Ucraina, l’informazione asimmetrica e il manicheismo bellico
I media, inflessibili con Mosca, chiudono volentieri un occhio sulle nefandezze di Kiev: come se gli atti di guerra non fossero tutti intrinsecamente da condannare
Parafrasando George Orwell, si potrebbe dire che nella guerra in Ucraina alcuni attacchi sono più (o meno) uguali degli altri. Almeno nella narrazione dei mezzi di comunicazione di massa, da sempre megafoni di un “manicheismo bellico” che separa nettamente il Bene dal Male. Due pesi e due misure che, tuttavia, gli avvenimenti più recenti mettono fortemente in discussione.
Due pesi e due misure
Scrivevamo in tempi non (troppo) sospetti che, in un contesto militare, nessuno è immune da un certo grado di propaganda. Inclusi i media mainstream che, fin dall’inizio del conflitto dei due Vladimiri in Ucraina, vogliono Zelensky “santo subito” mentre dipingono Putin come il diavolo.

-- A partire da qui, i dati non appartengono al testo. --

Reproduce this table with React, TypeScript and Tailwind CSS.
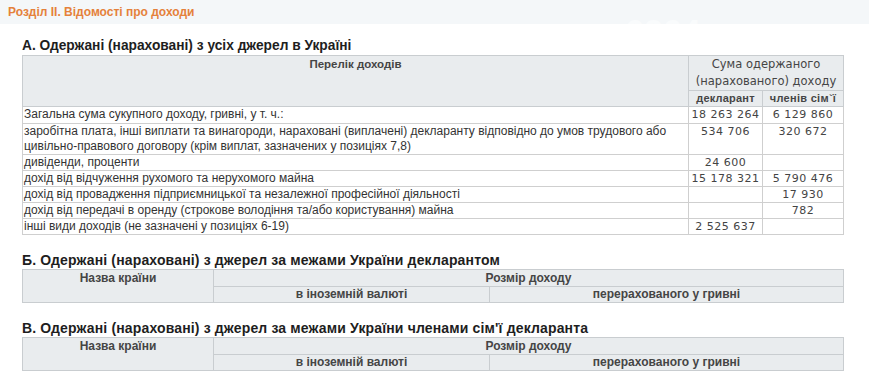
import React from 'react';

type Row = { label: React.ReactNode; decl?: string; family?: string; h: string };

const rows: Row[] = [
  { label: 'Загальна сума сукупного доходу, гривні, у т. ч.:', decl: '18 263 264', family: '6 129 860', h: 'h-[17px]' },
  {
    label: (
      <>
        заробітна плата, інші виплати та винагороди, нараховані (виплачені) декларанту відповідно до умов трудового або
        <br />
        цивільно-правового договору (крім виплат, зазначених у позиціях 7,8)
      </>
    ),
    decl: '534 706',
    family: '320 672',
    h: 'h-[31px]',
  },
  { label: 'дивіденди, проценти', decl: '24 600', h: 'h-[16px]' },
  { label: 'дохід від відчуження рухомого та нерухомого майна', decl: '15 178 321', family: '5 790 476', h: 'h-[16px]' },
  { label: 'дохід від провадження підприємницької та незалежної професійної діяльності', family: '17 930', h: 'h-[16px]' },
  { label: 'дохід від передачі в оренду (строкове володіння та/або користування) майна', family: '782', h: 'h-[16px]' },
  { label: 'інші види доходів (не зазначені у позиціях 6-19)', decl: '2 525 637', h: 'h-[16px]' },
];

const thBase = 'border border-[#c9cdd0] bg-[#e9ecee] text-[#454545] font-bold p-0';
const th = `${thBase} text-[11.5px] leading-[15px]`;
const thF = `${thBase} text-[12px] leading-[15px]`;
const tdBase = 'border border-[#cfcfcf] p-0 leading-[15px] align-top';
const label = `${tdBase} text-[12px] text-[#333] pl-[1px]`;
const num = `${tdBase} font-['DejaVu_Sans',sans-serif] text-[11px] tracking-[0.5px] text-[#444] text-center whitespace-nowrap`;

const ForeignTable = () => (
  <table className="w-[822px] table-fixed border-collapse">
    <colgroup>
      <col className="w-[191px]" />
      <col className="w-[276px]" />
      <col />
    </colgroup>
    <tbody>
      <tr className="h-[17px]">
        <th rowSpan={2} className={`${thF} align-top pt-[1px]`}>Назва країни</th>
        <th colSpan={2} className={thF}>Розмір доходу</th>
      </tr>
      <tr className="h-[16px]">
        <th className={thF}>в іноземній валюті</th>
        <th className={thF}>перерахованого у гривні</th>
      </tr>
    </tbody>
  </table>
);

export default function App() {
  return (
    <div className="relative w-[869px] h-[377px] bg-white overflow-hidden font-['Liberation_Sans',Arial,sans-serif]">
      <div className="h-[24px] bg-[#f4f7f9] flex items-center pl-[8px]">
        <span className="text-[12px] font-semibold text-[#e5813b]">Розділ ІІ. Відомості про доходи</span>
      </div>

      <div className="pl-[22px]">
        <h2 className="mt-[13px] text-[13.75px] leading-[17px] font-bold text-[#1e1e1e]">
          А. Одержані (нараховані) з усіх джерел в Україні
        </h2>
        <table className="mt-[1px] w-[822px] table-fixed border-collapse">
          <colgroup>
            <col className="w-[666px]" />
            <col className="w-[74px]" />
            <col />
          </colgroup>
          <tbody>
            <tr className="h-[33px]">
              <th rowSpan={2} className={`${th} align-top pt-[1px]`}>Перелік доходів</th>
              <th colSpan={2} className={`${thBase} font-normal font-['DejaVu_Sans',sans-serif] text-[11.5px] leading-[17px]`}>
                Сума одержаного
                <br />
                (нарахованого) доходу
              </th>
            </tr>
            <tr className="h-[16px]">
              <th className={`${thBase} text-[11px] leading-[15px] tracking-[0.2px] whitespace-nowrap`}>декларант</th>
              <th className={`${thBase} text-[11px] leading-[15px] tracking-[0.3px] whitespace-nowrap`}>членів сім`ї</th>
            </tr>
            {rows.map((r, i) => (
              <tr key={i} className={r.h}>
                <td className={label}>{r.label}</td>
                <td className={num}>{r.decl}</td>
                <td className={num}>{r.family}</td>
              </tr>
            ))}
          </tbody>
        </table>

        <h2 className="mt-[17px] text-[14px] tracking-[0.15px] leading-[17px] font-bold text-[#1e1e1e]">
          Б. Одержані (нараховані) з джерел за межами України декларантом
        </h2>
        <ForeignTable />

        <h2 className="mt-[17px] text-[14px] tracking-[0.15px] leading-[17px] font-bold text-[#1e1e1e]">
          В. Одержані (нараховані) з джерел за межами України членами сім'ї декларанта
        </h2>
        <ForeignTable />
      </div>

      <div className="absolute left-[625px] top-[14px] text-[34px] font-bold leading-none text-white/50 pointer-events-none">
        6264.com.ua
      </div>
    </div>
  );
}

Il Riformista l’ha definita «informazione asimmetrica», denunciandone al contempo le distorsioni (non solo ma soprattutto) italiane. Che consistono essenzialmente nel difendere la tesi precostituita anche a scapito delle eventuali evidenze, da silenziare o almeno occultare per quanto possibile.
L’informazione asimmetrica sulla guerra in Ucraina
È ciò che è accaduto, tra l’altro, con l’omicidio di Dar’ja Dugina, figlia del filosofo filo-putiniano Aleksandr Dugin che era il vero bersaglio dell’attentato. Dietro al quale, secondo fonti di intelligence americane citate dal New York Times e mai smentite, c’erano i servizi segreti di Kiev. Stesso schema quando il Presidente ucraino ha minacciato di uccidere i Russi «uno ad uno» se non si fossero ribellati allo Zar. Notizie che, ove se ne è dato conto, sono state accuratamente relegate nelle pagine interne.
Tuttavia, il non minus ultra, come dimostra per esempio Il Manifesto, si è raggiunto negli ultimi giorni. Quando il cosiddetto “quarto potere” si è dimostrato ancora una volta (giustamente) inflessibile verso l’offensiva del Cremlino contro una decina di città ucraine, capitale compresa. Ma ha chiuso volentieri gli occhi sul fatto che si trattasse di una rappresaglia contro l’autobomba che ha danneggiato il ponte di Kerch (che collega Crimea e Russia). Autobomba la cui livrea aveva indiscutibilmente delle tinte gialloblù.
Anzi, in questa circostanza Open, con tutti i suoi fact-checkers, ha dato spazio alla fake news secondo cui l’esplosione sarebbe stata orchestrata da Mosca. Anche se le Poste di Kiev, come riporta il Telegraph, hanno stampato praticamente in tempo reale un francobollo celebrativo del “successo”.
E sì che basterebbe che la stampa si ricordasse che è al servizio della Verità – non della NATO o dell’Europa. E che gli atti di guerra, a prescindere da quale ne sia la matrice, sono tutti, sempre e intrinsecamente, da condannare.